Don't exit through any of these gates
Older department stores and other large stores also have their own unique customs. Some stores require that you get a ticket for what you want to purchase from the salesclerk, then take the ticket to a cashier, and then bring the ticket back to the sales clerk (with a notation that you've paid) to pick up your merchandise. This can really slow things down because you generally end up waiting in three lines.

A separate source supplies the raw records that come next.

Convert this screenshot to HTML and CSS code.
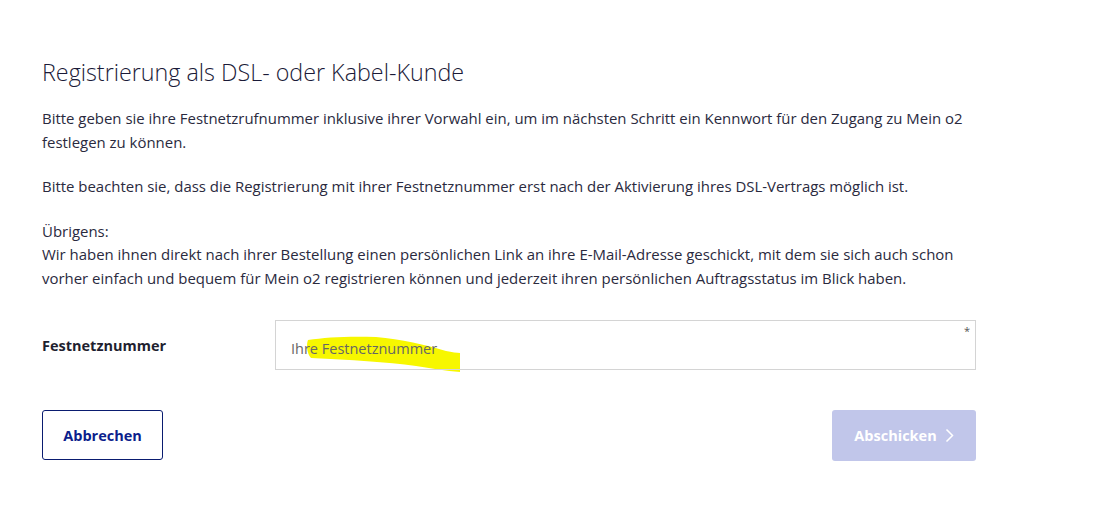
FILE: index.html
```html
<!DOCTYPE html>
<html lang="de">
<head>
<meta charset="utf-8">
<title>Registrierung</title>
<link rel="stylesheet" href="styles.css">
</head>
<body>
<main class="page">
  <h1 class="title">Registrierung als DSL- oder Kabel-Kunde</h1>
  <p class="text">Bitte geben sie ihre Festnetzrufnummer inklusive ihrer Vorwahl ein, um im nächsten Schritt ein Kennwort für den Zugang zu Mein o2 festlegen zu können.</p>
  <p class="text">Bitte beachten sie, dass die Registrierung mit ihrer Festnetznummer erst nach der Aktivierung ihres DSL-Vertrags möglich ist.</p>
  <p class="text">Übrigens:<br>Wir haben ihnen direkt nach ihrer Bestellung einen persönlichen Link an ihre E-Mail-Adresse geschickt, mit dem sie sich auch schon vorher einfach und bequem für Mein o2 registrieren können und jederzeit ihren persönlichen Auftragsstatus im Blick haben.</p>

  <div class="field">
    <label class="label" for="nr">Festnetznummer</label>
    <div class="input-wrap">
      <svg class="marker" width="156" height="38" viewBox="0 0 156 38" aria-hidden="true">
        <path d="M2 5 C 20 2, 45 1, 70 2 C 95 4, 120 10, 140 16 C 146 17, 151 18, 154 18 L 154 37 C 140 36, 125 33, 110 31 C 80 27, 45 25, 5 23 C 1 19, 0 10, 2 5 Z" fill="#f7f700"/>
      </svg>
      <input class="input" id="nr" type="text" placeholder="Ihre Festnetznummer">
      <span class="req">*</span>
    </div>
  </div>

  <div class="actions">
    <button class="btn btn-outline" type="button">Abbrechen</button>
    <button class="btn btn-primary" type="button" disabled>Abschicken
      <svg class="chev" width="9" height="15" viewBox="0 0 9 15" aria-hidden="true"><path d="M1.5 1.5 L7.5 7.5 L1.5 13.5" fill="none" stroke="#ffffff" stroke-width="1.5"/></svg>
    </button>
  </div>
</main>
</body>
</html>
```

FILE: styles.css
```css
html, body {
  margin: 0;
  padding: 0;
  background: #ffffff;
}
body {
  font-family: "Open Sans", "Liberation Sans", sans-serif;
  color: #1f1f36;
}
.page {
  width: 934px;
  padding: 56px 0 0 42px;
}
.title {
  margin: 0 0 19px;
  font-size: 23.3px;
  font-weight: 300;
  line-height: 32px;
  color: #1a1a38;
}
.text {
  margin: 0 0 21px;
  font-size: 14.95px;
  line-height: 23.5px;
  font-weight: 400;
  color: #2a2a3e;
}
.field {
  display: flex;
  align-items: center;
  margin-top: 30px;
}
.label {
  width: 233px;
  font-size: 14.5px;
  font-weight: 700;
  color: #1f1f30;
}
.input-wrap {
  position: relative;
  flex: 1;
}
.input {
  display: block;
  box-sizing: border-box;
  width: 701px;
  height: 50px;
  border: 1px solid #d4d4d4;
  padding: 6px 15px 0;
  font-family: "Open Sans", "Liberation Sans", sans-serif;
  font-size: 14.5px;
  background: transparent;
  position: relative;
  z-index: 1;
  outline: none;
}
.input::placeholder {
  color: #666666;
}
.marker {
  position: absolute;
  left: 31px;
  top: 15px;
  z-index: 0;
}
.req {
  position: absolute;
  right: 6px;
  top: 3px;
  font-size: 11px;
  color: #555555;
  z-index: 2;
}
.actions {
  display: flex;
  justify-content: space-between;
  margin-top: 40px;
}
.btn {
  box-sizing: border-box;
  height: 50px;
  border-radius: 3px;
  font-family: "Open Sans", "Liberation Sans", sans-serif;
  font-size: 14.5px;
  font-weight: 700;
  display: flex;
  align-items: center;
  justify-content: center;
  gap: 8px;
}
.btn-outline {
  width: 121px;
  background: #ffffff;
  border: 1px solid #0a1c70;
  color: #0c1e8c;
}
.btn-primary {
  width: 144px;
  height: 51px;
  background: #c1c6ea;
  border: none;
  color: #ffffff;
}
.chev {
  display: block;
}
```
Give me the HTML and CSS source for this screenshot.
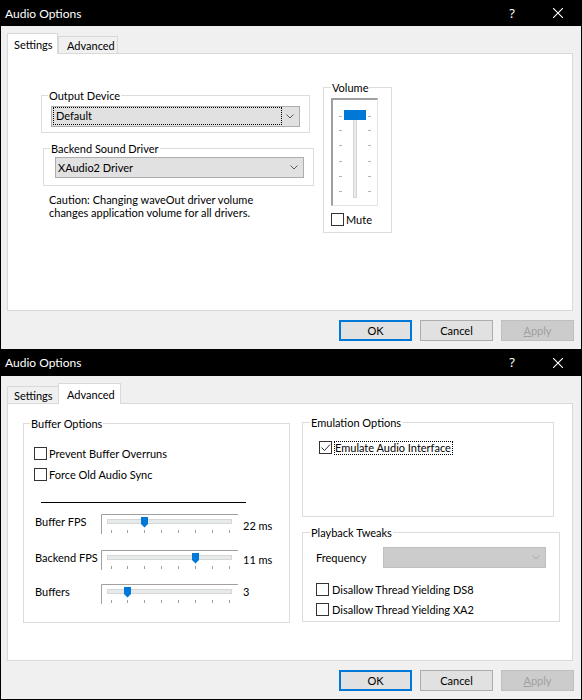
FILE: index.html
```html
<!DOCTYPE html>
<html>
<head>
<meta charset="utf-8">
<title>Audio Options</title>
<link rel="stylesheet" href="styles.css">
</head>
<body>
<div class="window w1">
  <div class="titlebar">
    <span class="title">Audio Options</span>
    <span class="capbtn help">?</span>
    <span class="capbtn close"><svg width="10" height="10" viewBox="0 0 10 10"><path d="M0 0L10 10M10 0L0 10" stroke="#fff" stroke-width="1.1" fill="none"/></svg></span>
  </div>
  <div class="body">
    <div class="tabs">
      <div class="tab active t-settings1">Settings</div>
      <div class="tab t-advanced1">Advanced</div>
    </div>
    <div class="panel p1">
      <div class="col1">
        <div class="group g-output">
          <div class="legend">Output Device</div>
          <div class="combo c-output">
            <span class="focus-rect">Default</span>
            <svg class="chev" width="8" height="5" viewBox="0 0 8 5"><path d="M0.5 0.5L4 4L7.5 0.5" stroke="#5a5a5a" fill="none"/></svg>
          </div>
        </div>
        <div class="group g-backend">
          <div class="legend">Backend Sound Driver</div>
          <div class="combo c-backend">
            <span class="combo-text">XAudio2 Driver</span>
            <svg class="chev" width="8" height="5" viewBox="0 0 8 5"><path d="M0.5 0.5L4 4L7.5 0.5" stroke="#5a5a5a" fill="none"/></svg>
          </div>
        </div>
        <p class="caution">Caution: Changing waveOut driver volume<br>changes application volume for all drivers.</p>
      </div>
      <div class="group g-volume">
        <div class="legend lg7">Volume</div>
        <div class="vslider">
          <svg width="44" height="105" viewBox="0 0 44 105">
            <rect x="20.5" y="15.5" width="3" height="82" fill="#e7eaea" stroke="#d6d6d6"/>
            <path d="M6 16.5h3M6 30.5h3M6 45.5h3M6 61.5h3M6 76.5h3M6 91.5h3M35 16.5h3M35 30.5h3M35 45.5h3M35 61.5h3M35 76.5h3M35 91.5h3" stroke="#b4b4b4"/>
            <rect x="11" y="10" width="22" height="10" fill="#0078d7"/>
          </svg>
        </div>
        <div class="check-row mute-row"><span class="cb"></span><span>Mute</span></div>
      </div>
    </div>
    <div class="buttons">
      <div class="btn default">OK</div>
      <div class="btn">Cancel</div>
      <div class="btn disabled"><u>A</u>pply</div>
    </div>
  </div>
</div>

<div class="window w2">
  <div class="titlebar">
    <span class="title">Audio Options</span>
    <span class="capbtn help">?</span>
    <span class="capbtn close"><svg width="10" height="10" viewBox="0 0 10 10"><path d="M0 0L10 10M10 0L0 10" stroke="#fff" stroke-width="1.1" fill="none"/></svg></span>
  </div>
  <div class="body">
    <div class="tabs">
      <div class="tab t-settings2">Settings</div>
      <div class="tab active t-advanced2">Advanced</div>
    </div>
    <div class="panel p2">
      <div class="group g-buffer">
        <div class="legend">Buffer Options</div>
        <div class="check-row cr-prevent"><span class="cb"></span><span>Prevent Buffer Overruns</span></div>
        <div class="check-row cr-force"><span class="cb"></span><span>Force Old Audio Sync</span></div>
        <div class="sep"></div>
        <div class="slider-row sr1">
          <span class="sl-label">Buffer FPS</span>
          <svg class="hslider" width="137" height="20" viewBox="0 0 137 20">
            <path d="M0.5 20V0.5H137" stroke="#a0a0a0" fill="none"/>
            <rect x="6.5" y="5.5" width="124" height="4" fill="#e7eaea" stroke="#d6d6d6"/>
            <path d="M10.5 16v3M26.5 16v3M43.5 16v3M60.5 16v3M77.5 16v3M94.5 16v3M111.5 16v3M128.5 16v3" stroke="#a0a0a0"/>
            <path d="M40 3h7v7l-3.5 3.5L40 10z" fill="#0078d7"/>
          </svg>
          <span class="sl-value">22 ms</span>
        </div>
        <div class="slider-row sr2">
          <span class="sl-label">Backend FPS</span>
          <svg class="hslider" width="137" height="20" viewBox="0 0 137 20">
            <path d="M0.5 20V0.5H137" stroke="#a0a0a0" fill="none"/>
            <rect x="6.5" y="5.5" width="124" height="4" fill="#e7eaea" stroke="#d6d6d6"/>
            <path d="M10.5 16v3M26.5 16v3M43.5 16v3M60.5 16v3M77.5 16v3M94.5 16v3M111.5 16v3M128.5 16v3" stroke="#a0a0a0"/>
            <path d="M91 3h7v7l-3.5 3.5L91 10z" fill="#0078d7"/>
          </svg>
          <span class="sl-value">11 ms</span>
        </div>
        <div class="slider-row sr3">
          <span class="sl-label">Buffers</span>
          <svg class="hslider" width="137" height="20" viewBox="0 0 137 20">
            <path d="M0.5 20V0.5H137" stroke="#a0a0a0" fill="none"/>
            <rect x="6.5" y="5.5" width="124" height="4" fill="#e7eaea" stroke="#d6d6d6"/>
            <path d="M10.5 16v3M26.5 16v3M43.5 16v3M60.5 16v3M77.5 16v3M94.5 16v3M111.5 16v3M128.5 16v3" stroke="#a0a0a0"/>
            <path d="M23 3h7v7l-3.5 3.5L23 10z" fill="#0078d7"/>
          </svg>
          <span class="sl-value">3</span>
        </div>
      </div>
      <div class="col2">
        <div class="group g-emu">
          <div class="legend lg7">Emulation Options</div>
          <div class="check-row cr-emu">
            <span class="cb checked"><svg width="11" height="11" viewBox="0 0 11 11"><path d="M1.5 5.5L4.5 8.5L10 2.5" stroke="#333" fill="none"/></svg></span>
            <span class="focus-label">Emulate Audio Interface</span>
          </div>
        </div>
        <div class="group g-play">
          <div class="legend lg7">Playback Tweaks</div>
          <div class="freq-row">
            <span class="freq-label">Frequency</span>
            <div class="combo disabled c-freq">
              <svg class="chev" width="8" height="5" viewBox="0 0 8 5"><path d="M0.5 0.5L4 4L7.5 0.5" stroke="#a6a6a6" fill="none"/></svg>
            </div>
          </div>
          <div class="check-row cr-ds8"><span class="cb"></span><span>Disallow Thread Yielding DS8</span></div>
          <div class="check-row cr-xa2"><span class="cb"></span><span>Disallow Thread Yielding XA2</span></div>
        </div>
      </div>
    </div>
    <div class="buttons">
      <div class="btn default">OK</div>
      <div class="btn">Cancel</div>
      <div class="btn disabled"><u>A</u>pply</div>
    </div>
  </div>
</div>
</body>
</html>
```

FILE: styles.css
```css
* { box-sizing: border-box; }

html, body {
  margin: 0;
  padding: 0;
}

body {
  width: 582px;
  height: 700px;
  overflow: hidden;
  font-family: Lato, "Noto Sans", sans-serif;
  font-size: 11px;
  line-height: 15px;
  color: #000;
  background: #f0f0f0;
}

.window {
  width: 582px;
  border-left: 1px solid #000;
  border-right: 1px solid #000;
  background: #f0f0f0;
}

.w2 {
  border-bottom: 1px solid #000;
}

.titlebar {
  display: flex;
  align-items: center;
  height: 26px;
  background: #000;
  color: #fff;
}

.w2 .titlebar {
  height: 27px;
}

.title {
  padding-left: 4px;
  font-size: 12px;
  flex: 1;
}

.capbtn {
  width: 46px;
  height: 100%;
  display: flex;
  align-items: center;
  justify-content: center;
}

.help {
  font-family: "Noto Sans", sans-serif;
  font-size: 13px;
}

.body {
  padding: 7px 7px 8px 6px;
}

.tabs {
  display: flex;
  align-items: flex-end;
  height: 20px;
}

.tab {
  height: 17px;
  border: 1px solid #d9d9d9;
  border-bottom: none;
  background: #f0f0f0;
  padding: 1px 0 0 7px;
}

.tab.active {
  height: 21px;
  margin-bottom: -1px;
  background: #fff;
  padding-top: 3px;
  position: relative;
  z-index: 1;
}

.t-settings1 { width: 51px; padding-left: 6px; }
.t-advanced1 { width: 60px; padding-left: 8px; }
.t-settings2 { width: 52px; padding-left: 6px; }
.t-advanced2 { width: 63px; padding-left: 8px; margin-left: -1px; }

.panel {
  width: 566px;
  height: 258px;
  border: 1px solid #d9d9d9;
  background: #fff;
  display: flex;
  align-items: flex-start;
}

/* group boxes */
.group {
  border: 1px solid #dcdcdc;
  background: #fff;
}

.legend {
  width: fit-content;
  background: #fff;
  margin: -8px 0 0 6px;
  padding: 0 1px;
  line-height: 15px;
}

.lg7 { margin-left: 7px; }

/* combo boxes */
.combo {
  height: 21px;
  border: 1px solid #adadad;
  background: #e1e1e1;
  display: flex;
  align-items: center;
}

.combo .chev {
  margin-left: auto;
  margin-right: 5px;
}

.combo.disabled {
  background: #cccccc;
  border-color: #bfbfbf;
}

.focus-rect {
  align-self: flex-start;
  width: 229px;
  height: 18px;
  margin-left: 1px;
  padding-left: 2px;
  border: 1px dotted #000;
  line-height: 16px;
}

.combo-text {
  padding-left: 2px;
}

/* settings page */
.col1 {
  width: 273px;
  margin: 41px 0 0 33px;
}

.g-output {
  width: 269px;
  padding-bottom: 5px;
}

.c-output {
  width: 249px;
  margin: 3px 0 0 9px;
}

.g-backend {
  width: 271px;
  margin: 15px 0 0 2px;
  padding-bottom: 7px;
}

.c-backend {
  width: 249px;
  margin: 1px 0 0 11px;
}

.caution {
  margin: 7px 0 0 8px;
  line-height: 13px;
}

.g-volume {
  width: 69px;
  height: 146px;
  margin: 33px 0 0 9px;
}

.vslider {
  width: 47px;
  height: 108px;
  margin: 3px 0 0 7px;
  border-left: 2px solid #a0a0a0;
  border-top: 2px solid #a0a0a0;
  border-right: 1px solid #e3e3e3;
  border-bottom: 1px solid #e3e3e3;
  background: #fff;
}

.vslider svg { display: block; }

/* checkboxes */
.check-row {
  display: flex;
  align-items: center;
  height: 15px;
  gap: 2px;
}

.cb {
  width: 13px;
  height: 13px;
  border: 1px solid #333;
  background: #fff;
  flex: none;
  display: flex;
  align-items: center;
  justify-content: center;
}

.cb svg { display: block; }

.mute-row { margin: 6px 0 0 7px; }

/* advanced page */
.g-buffer {
  width: 267px;
  height: 200px;
  margin: 19px 0 0 15px;
}

.cr-prevent { margin: 15px 0 0 10px; }
.cr-force { margin: 6px 0 0 10px; }

.sep {
  width: 205px;
  height: 1px;
  background: #000;
  margin: 20px 0 0 17px;
}

.slider-row {
  display: flex;
  align-items: flex-start;
  height: 20px;
}

.sl-label {
  width: 66px;
  margin-left: 11px;
}

.hslider { display: block; flex: none; }

.sl-value { margin-left: 5px; }

.sr1 { margin-top: 11px; }
.sr1 .sl-value { margin-top: 4px; }
.sr2 { margin-top: 16px; }
.sr2 .sl-value { margin-top: 2px; }
.sr3 { margin-top: 14px; }

.col2 {
  margin: 18px 0 0 12px;
}

.g-emu {
  width: 252px;
  height: 95px;
}

.cr-emu { margin: 10px 0 0 16px; }

.focus-label {
  height: 14px;
  border: 1px dotted #000;
  line-height: 12px;
  padding: 0 1px 0 0;
}

.g-play {
  width: 258px;
  height: 90px;
  margin-top: 15px;
}

.freq-row {
  display: flex;
  align-items: center;
  margin: 7px 0 0 13px;
}

.freq-label { width: 67px; }

.c-freq { width: 163px; }

.cr-ds8 { margin: 14px 0 0 13px; gap: 3px; }
.cr-xa2 { margin: 5px 0 0 13px; gap: 3px; }

/* buttons */
.buttons {
  display: flex;
  justify-content: flex-end;
  gap: 8px;
  margin-top: 9px;
}

.btn {
  width: 73px;
  height: 21px;
  border: 1px solid #adadad;
  background: #e1e1e1;
  text-align: center;
  line-height: 19px;
}

.btn.default {
  border: 2px solid #0078d7;
  line-height: 17px;
}

.btn.disabled {
  background: #cccccc;
  border-color: #bfbfbf;
  color: #a0a0a0;
}

.btn u { text-decoration-thickness: 1px; }
```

Finally, one unpleasant aspect of shopping in France is that we have been short-changed in France much more than anyplace else we have traveled in Europe. It is unclear whether we are being short-changed because we are Americans or whether this is something that is done to all non-regular customers. Usually, when we bring the "error" to the attention of the clerk, the problem is corrected immediately but in some cases we have had had to argue strenuously to get the proper change. Based on the number of comments on expat websites and blogs, we do not seem to be the only people getting short-changed. Some people seem to regard short-changing strangers as simply a standard business practice and others seem to think that it is reserved for seemingly rich Americans. Regardless of the reason, we have learned to count our change carefully and be prepared to stand up for our rights.